Future proofing your logo is a great idea too. To do this, make sure you don’t use any “in the moment” typefaces or any super trendy motifs and ideas. In general, just avoid trends all together. Make your logo timeless in it’s approach and you’ll have something that serves you well for years to come.

Oh, and remember to have your logo designed in vector format. This means you can scale it up and down, without compromising quality.

Make it appropriate

Any logo should be appropriate for the business it identifies. Are you a lawyer? Then you shouldn’t have a logo that looks like Toys “R” Us. Is the logo for a winter-holiday TV program? Then beach balls probably won’t cut it. You get the idea.

Most of the times a logo should be relevant to the industry, the business, and the audience to which its catering. Getting up to speed on all these aspects requires a lot of in-depth research, but the investment of time is worth it.

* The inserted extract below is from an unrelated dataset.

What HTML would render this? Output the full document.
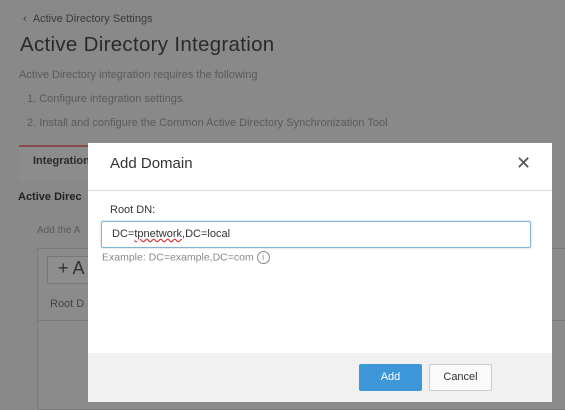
<!DOCTYPE html><html><head><style>
body{margin:0;width:565px;height:402px;overflow:hidden;background:#898989;font-family:"Liberation Sans",sans-serif;position:relative}
.a{position:absolute;white-space:nowrap}
</style></head><body>
<div class="a" style="left:23px;top:13px;font-size:11px;color:#3a3a3a">‹&nbsp;&nbsp;Active Directory Settings</div>
<div class="a" style="left:20px;top:33px;font-size:20.5px;color:#2a2a2a;letter-spacing:0.3px">Active Directory Integration</div>
<div class="a" style="left:19px;top:69px;font-size:11px;color:#5a5a5a">Active Directory integration requires the following</div>
<div class="a" style="left:27px;top:93px;font-size:11px;color:#5a5a5a">1. Configure integration settings.</div>
<div class="a" style="left:27px;top:117px;font-size:11px;color:#5a5a5a">2. Install and configure the Common Active Directory Synchronization Tool</div>
<div class="a" style="left:19px;top:145px;width:80px;height:34px;border-top:2px solid #8a4a4a;background:#8c8c8c"></div>
<div class="a" style="left:33px;top:155px;font-size:11px;font-weight:bold;color:#2a2a2a">Integration</div>
<div class="a" style="left:18px;top:191px;font-size:11px;font-weight:bold;color:#222">Active Direc</div>
<div class="a" style="left:37px;top:225px;font-size:10px;color:#5a5a5a">Add the A</div>
<div class="a" style="left:37px;top:248px;width:540px;height:160px;background:#8b8b8b;border:1px solid #7a7a7a"></div>
<div class="a" style="left:47px;top:256px;width:50px;height:26px;border:1px solid #777;background:#8e8e8e"></div>
<div class="a" style="left:58px;top:258px;font-size:18px;color:#333">+ A</div>
<div class="a" style="left:50px;top:298px;font-size:11px;color:#444">Root D</div>
<div class="a" style="left:37px;top:320px;width:540px;height:1px;background:#7a7a7a"></div>
<div class="a" style="left:88px;top:143px;width:464px;height:259px;background:#fff"></div>
<div class="a" style="left:88px;top:190px;width:464px;height:1px;background:#ddd"></div>
<div class="a" style="left:110px;top:155px;font-size:15px;color:#333">Add Domain</div>
<div class="a" style="left:516px;top:153px;font-size:18px;color:#555">✕</div>
<div class="a" style="left:110px;top:204px;font-size:11px;color:#333">Root DN:</div>
<div class="a" style="left:101px;top:221px;width:428px;height:25px;border:1px solid #7fb3d9;border-radius:2px;box-shadow:0 0 2px #bcd"></div>
<div class="a" style="left:112px;top:228px;font-size:11px;color:#333">DC=<span style="text-decoration:underline wavy #d33">tpnetwork</span>,DC=local</div>
<div class="a" style="left:102px;top:251px;font-size:10.5px;color:#888">Example: DC=example,DC=com <span style="display:inline-block;width:11px;height:11px;border:1px solid #888;border-radius:50%;font-size:9px;text-align:center;line-height:11px;vertical-align:middle">i</span></div>
<div class="a" style="left:88px;top:353px;width:464px;height:49px;background:#f1f1f1"></div>
<div class="a" style="left:359px;top:364px;width:63px;height:27px;background:#3d97d9;border-radius:2px;color:#fff;font-size:11px;text-align:center;line-height:27px">Add</div>
<div class="a" style="left:429px;top:364px;width:61px;height:25px;background:#fafafa;border:1px solid #ccc;border-radius:2px;color:#333;font-size:11px;text-align:center;line-height:25px">Cancel</div>
</body></html>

Keep in mind, though, that a logo doesn’t have to go so far as to literally reveal what a company does. Think about the Audi logo, for instance. It isn’t a car. And the McDonalds logo isn’t a hamburger. Yet both are relevant within their respective markets.

Aim for distinction

A distinctive logo is one that can be easily separated from the competition. It has a unique quality or style that accurately portrays your business perspective.

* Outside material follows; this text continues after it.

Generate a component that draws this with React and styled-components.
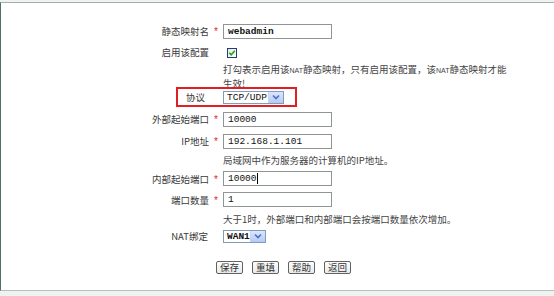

But how do you create a logo that’s unique?

The best strategy is to focus initially on a design that’s recognisable — so recognisable, in fact, that just its shape or outline gives it away. Quite often, one quick glance is all the time you get to make an impression. Make it count.

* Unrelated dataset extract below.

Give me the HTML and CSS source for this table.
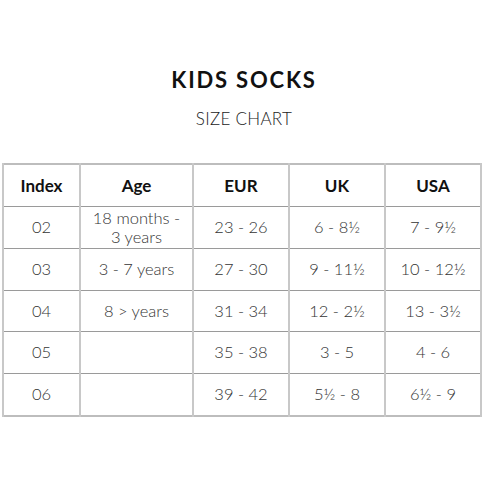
FILE: index.html
```html
<!DOCTYPE html>
<html>
<head>
<meta charset="utf-8">
<link rel="stylesheet" href="styles.css">
</head>
<body>
<div class="page">
  <h1 class="title">KIDS SOCKS</h1>
  <p class="subtitle">SIZE CHART</p>
  <table class="chart">
    <colgroup>
      <col class="c-index"><col class="c-age"><col class="c-size"><col class="c-size"><col class="c-size">
    </colgroup>
    <thead>
      <tr><th>Index</th><th>Age</th><th>EUR</th><th>UK</th><th>USA</th></tr>
    </thead>
    <tbody>
      <tr><td>02</td><td class="two">18 months -<br>3 years</td><td>23 - 26</td><td>6 - 8½</td><td>7 - 9½</td></tr>
      <tr><td>03</td><td>3 - 7 years</td><td>27 - 30</td><td>9 - 11½</td><td>10 - 12½</td></tr>
      <tr><td>04</td><td>8 &gt; years</td><td>31 - 34</td><td>12 - 2½</td><td>13 - 3½</td></tr>
      <tr><td>05</td><td></td><td>35 - 38</td><td>3 - 5</td><td>4 - 6</td></tr>
      <tr><td>06</td><td></td><td>39 - 42</td><td>5½ - 8</td><td>6½ - 9</td></tr>
    </tbody>
  </table>
</div>
</body>
</html>
```
FILE: styles.css
```css
html, body {
  margin: 0;
  padding: 0;
  background: #fff;
}
.page {
  width: 488px;
  height: 488px;
  font-family: Lato, "Open Sans", sans-serif;
  color: #222;
  padding-top: 68px;
  box-sizing: border-box;
}
.title {
  margin: 0;
  text-align: center;
  font-size: 22px;
  font-weight: 700;
  line-height: 24px;
  letter-spacing: 1.8px;
  color: #111;
}
.subtitle {
  margin: 17px 0 0 0;
  text-align: center;
  font-size: 17px;
  font-weight: 300;
  line-height: 20px;
  letter-spacing: 0.3px;
  color: #222;
}
.chart {
  margin: 34px 0 0 2px;
  width: 480px;
  border-collapse: collapse;
  table-layout: fixed;
  border: 2px solid #bdbdbd;
}
.c-index { width: 77px; }
.c-age { width: 113px; }
.c-size { width: 96px; }
.chart th, .chart td {
  height: 40.6px;
  padding: 0;
  text-align: center;
  vertical-align: middle;
  border-left: 2px solid #c8c8c8;
  border-right: 2px solid #c8c8c8;
  border-top: 1px solid #9a9a9a;
  border-bottom: 1px solid #9a9a9a;
}
.chart th {
  font-size: 17px;
  font-weight: 700;
  color: #111;
}
.chart td {
  font-size: 16.5px;
  font-weight: 300;
  color: #333;
  line-height: 19px;
}
.chart td.two {
  line-height: 19px;
  padding-top: 1px;
}
```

Working only in black and white can help you create more distinctive logos, since the contrast emphasises the shape or idea. Colour, although important, really is secondary to the shape and form of your design.

Speaking of colours..

Colour can make or break your logo. Colour theory is complex, but with sites like Coolors, things are easier than ever before.

Here are some tips and tricks to keep in mind:

  1. Use colours that are next to each other on the wheel. For example, if you want to create a cool palette, use blue, turqoise, grey and purple hues.
  2. Remember that your logo and its colours must look good on both dark and light backgrounds.
  3. Remember to use colours that are appropriate to your business. Banks use blue to signify trust. Think about what relevance the colour has to your market space

To conclude, keeping the logo as simple as possible, yet meaningful is the way to go for most.

Remember, a logo doesn’t exist in isolation. In the words of Paul Rand,

“A logo derives meaning from the quality of the thing it symbolises, not the other way around.”

Good luck with your logo design project, I hope you found this guide helpful.